La vie est belle

3760054362642Fabulette gentillette.

Que cette gentille, plaisante, attendrissante petite fable ait obtenu tant d’éloges et ait reçu tant de récompenses (en tout cas tant de nominations à ces récompenses alors si recherchées, Oscars, Golden Globe et tout le toutim apprécié des professionnels de la profession) dit surtout l’époque heureuse de sa réalisation, l’optimisme débordant qui avait envahi le Nouveau Monde…

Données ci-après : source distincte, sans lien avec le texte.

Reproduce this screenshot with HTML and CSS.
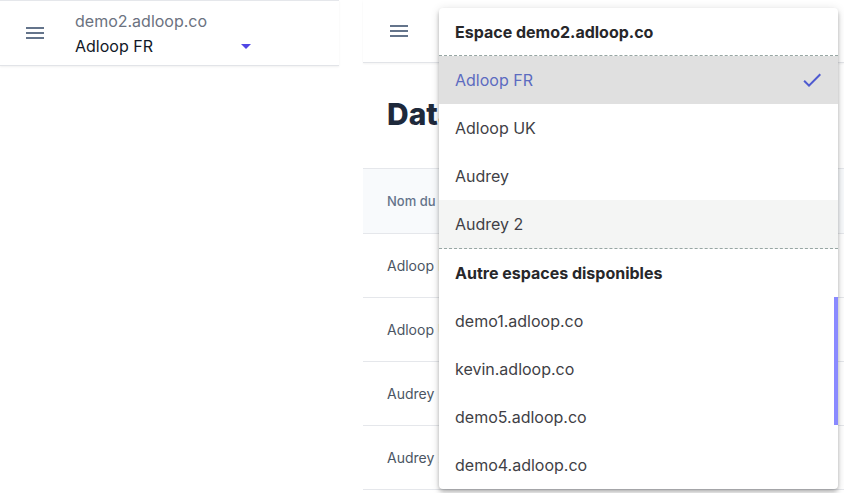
FILE: index.html
```html
<!DOCTYPE html>
<html lang="fr">
<head>
<meta charset="utf-8">
<link rel="stylesheet" href="styles.css">
</head>
<body>
<div class="page">
  <aside class="left">
    <header class="left-header">
      <svg class="menu-icon" viewBox="0 0 24 24" width="24" height="24"><path d="M3 18h18v-2H3v2zm0-5h18v-2H3v2zm0-7v2h18V6H3z"/></svg>
      <div class="space-picker">
        <div class="space-domain">demo2.adloop.co</div>
        <div class="space-current"><span>Adloop FR</span><span class="caret"></span></div>
      </div>
    </header>
  </aside>
  <main class="right">
    <header class="right-header">
      <svg class="menu-icon" viewBox="0 0 24 24" width="24" height="24"><path d="M3 18h18v-2H3v2zm0-5h18v-2H3v2zm0-7v2h18V6H3z"/></svg>
    </header>
    <h1 class="title">Data</h1>
    <div class="table">
      <div class="thead">Nom du compte</div>
      <div class="row">Adloop FR</div>
      <div class="row">Adloop UK</div>
      <div class="row">Audrey</div>
      <div class="row">Audrey 2</div>
    </div>
  </main>

  <div class="dropdown">
    <div class="dd-head dd-sep">Espace demo2.adloop.co</div>
    <div class="dd-item selected"><span>Adloop FR</span>
      <svg class="check" viewBox="0 0 24 24" width="24" height="24"><path d="M9 16.17L4.83 12l-1.42 1.41L9 19 21 7l-1.41-1.41z"/></svg>
    </div>
    <div class="dd-item">Adloop UK</div>
    <div class="dd-item">Audrey</div>
    <div class="dd-item hover dd-sep last">Audrey 2</div>
    <div class="dd-head">Autre espaces disponibles</div>
    <div class="dd-item">demo1.adloop.co</div>
    <div class="dd-item">kevin.adloop.co</div>
    <div class="dd-item">demo5.adloop.co</div>
    <div class="dd-item">demo4.adloop.co</div>
    <div class="dd-thumb"></div>
  </div>
</div>
</body>
</html>
```

FILE: styles.css
```css
* { box-sizing: border-box; }
html, body { margin: 0; padding: 0; background: #fff; }
body {
  font-family: Inter, "Noto Sans", sans-serif;
  color: #374151;
  width: 844px;
  height: 493px;
  overflow: hidden;
}
.page {
  position: relative;
  display: flex;
  gap: 24px;
  height: 493px;
}
.left {
  width: 339px;
  flex: none;
}
.left-header {
  height: 66px;
  border-top: 1px solid #e5e7eb;
  border-bottom: 1px solid #e2e4e8;
  box-shadow: 0 1px 2px rgba(0,0,0,0.06);
  display: flex;
  align-items: center;
  padding-left: 23px;
  gap: 28px;
}
.menu-icon { fill: #64748b; flex: none; }
.space-picker {
  display: flex;
  flex-direction: column;
  width: 176px;
}
.space-domain {
  font-size: 16px;
  line-height: 24px;
  color: #6b7280;
}
.space-current {
  font-size: 16px;
  line-height: 24px;
  color: #111827;
  margin-top: 1px;
  display: flex;
  justify-content: space-between;
  align-items: center;
}
.caret {
  width: 0; height: 0;
  border-left: 5px solid transparent;
  border-right: 5px solid transparent;
  border-top: 5px solid #5046e5;
  margin-top: 2px;
}
.right { flex: 1; min-width: 0; }
.right-header {
  height: 63px;
  border-bottom: 1px solid #e2e4e8;
  box-shadow: 0 1px 2px rgba(0,0,0,0.05);
  display: flex;
  align-items: center;
  padding-left: 24px;
}
.title {
  margin: 0;
  height: 105px;
  padding: 31px 0 0 24px;
  font-size: 30px;
  line-height: 40px;
  font-weight: 800;
  color: #1e293b;
  white-space: nowrap;
}
.table { border-top: 1px solid #e5e7eb; }
.thead {
  height: 65px;
  background: #f8fafc;
  border-bottom: 1px solid #e5e7eb;
  display: flex;
  align-items: center;
  padding-left: 24px;
  font-size: 13px;
  font-weight: 500;
  color: #64748b;
}
.row {
  height: 64px;
  border-bottom: 1px solid #e5e7eb;
  display: flex;
  align-items: center;
  padding-left: 24px;
  font-size: 14px;
  color: #4b5563;
}
.dropdown {
  position: absolute;
  left: 439px;
  top: 8px;
  width: 399px;
  height: 481px;
  background: #fff;
  border-radius: 4px;
  overflow: hidden;
  box-shadow: 0 2px 4px -1px rgba(0,0,0,0.2), 0 4px 5px 0 rgba(0,0,0,0.14), 0 1px 10px 0 rgba(0,0,0,0.12);
}
.dd-head {
  height: 48px;
  display: flex;
  align-items: center;
  padding-left: 16px;
  font-size: 16px;
  font-weight: 700;
  color: #27272a;
}
.dd-item {
  height: 48px;
  display: flex;
  align-items: center;
  justify-content: space-between;
  padding: 0 14px 0 16px;
  font-size: 16px;
  color: #3f3f46;
}
.dd-sep { border-bottom: 1px dashed #97a6a3; }
.dd-item.last { height: 49px; }
.dd-item.selected { background: #e0e0e0; color: #5c6bc0; }
.dd-item.hover { background: #f4f5f4; }
.check { fill: #4f5bd0; }
.dd-thumb {
  position: absolute;
  right: 0;
  top: 289px;
  width: 4px;
  height: 128px;
  background: #8a8aff;
}
```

L’année 1946 a beau être celle ou le Rideau de fer se met en place et si le lucide Churchill le désigne ainsi lors d’un discours en mars, les États-Unis, dans la grande euphorie qui a suivi la victoire sur les barbares coalisés, la supériorité scientifique et militaire absolue, la prospérité recouvrée après les longues années de dépression, puis de guerre, et l’aveuglement, assez partagé, sur la véritable nature du communisme et la folie sanguinaire de Staline, se doivent de donner au monde un message positif, consensuel, un peu larmoyant, mais où le courage et – surtout ! – la vertu sont récompensés.

92616311Prise ainsi, La vie est belle est bien faite, et même très bien faite : le regard jeté sur la vie de George Bailey (James Stewart) honnête homme, travailleur, généreux, bon père et bon mari, mais sans génie particulier ni qualité extrême conforte l’idée de l’Étasunien moyen qu’il est, à sa façon, avec son impériale bonne conscience, la crème de l’Humanité et le modèle à imiter. Il faut bien quelques êtres exceptionnels pour rehausser le tableau, mais on en parle à peine (en fait le rôle est tenu par le frère de George, Harry (Todd Karns), qu’on aperçoit rarement, et qui est pourtant champion sportif et héros de la guerre). Et dans cette grisaille vertueuse, même les méchants (le terrible Mr. Potter – Lionel Barrymore) s’en sortent assez bien, en tout cas sont bernés sans être punis.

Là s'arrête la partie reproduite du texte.